As an alternative to what E_net4 suggested, instead of boxing your traits you could use a Vec with references to make it work:

fn print_area<T: HasArea+?Sized>(shape: &T) {
    println!("This shape has an area of {}", shape.area());
}

let mut vec: Vec<&HasArea> = Vec::new();
vec.push(&c);
vec.push(&s);

for x in vec {
    print_area(x)
}

Answer 4

To answer your direct question:

How to unbox elements contained in polymorphic vectors?

You cannot. Once something has been boxed and had the concrete type erased, that's it.

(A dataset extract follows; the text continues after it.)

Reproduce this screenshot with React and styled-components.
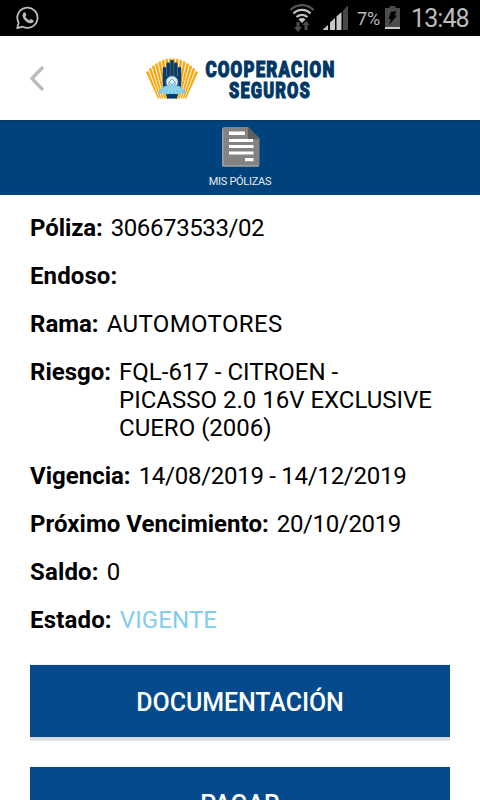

A Box<SomeTrait> cannot be made back into a SomeConcreteType, because nothing knows what that concrete type is.

---

To solve the problem in the code... check the error message again:

the trait bound Box<HasArea>: HasArea is not satisfied

That's because a reference to a trait (or a box of a trait) does not implement that trait!

To allow your program to compile and run as you originally wrote it, you only need to implement the trait for boxes, and we might as well do references too:

impl<T: ?Sized> HasArea for Box<T>
    where T: HasArea
{
    fn area(&self) -> f64 { (**self).area() }    
}

impl<'a, T: ?Sized> HasArea for &'a T
    where T: HasArea
{
    fn area(&self) -> f64 { (**self).area() }    
}

This allows your fixed-up main to run:

fn main() {
    let c = Circle {
        x: 0.0f64,
        y: 0.0f64,
        radius: 1.0f64,
    };

    let s = Square {
        x: 0.0f64,
        y: 0.0f64,
        side: 1.0f64,
    };

    print_area(&c);
    print_area(&s);

    let vec: Vec<Box<HasArea>> = vec![Box::new(c), Box::new(s)];

    for x in vec {
        print_area(x)
    }
}

Here, we pass a reference of c and s to print_area, to avoid transferring ownership. We also use the vec! macro to construct the vector with much less ceremony.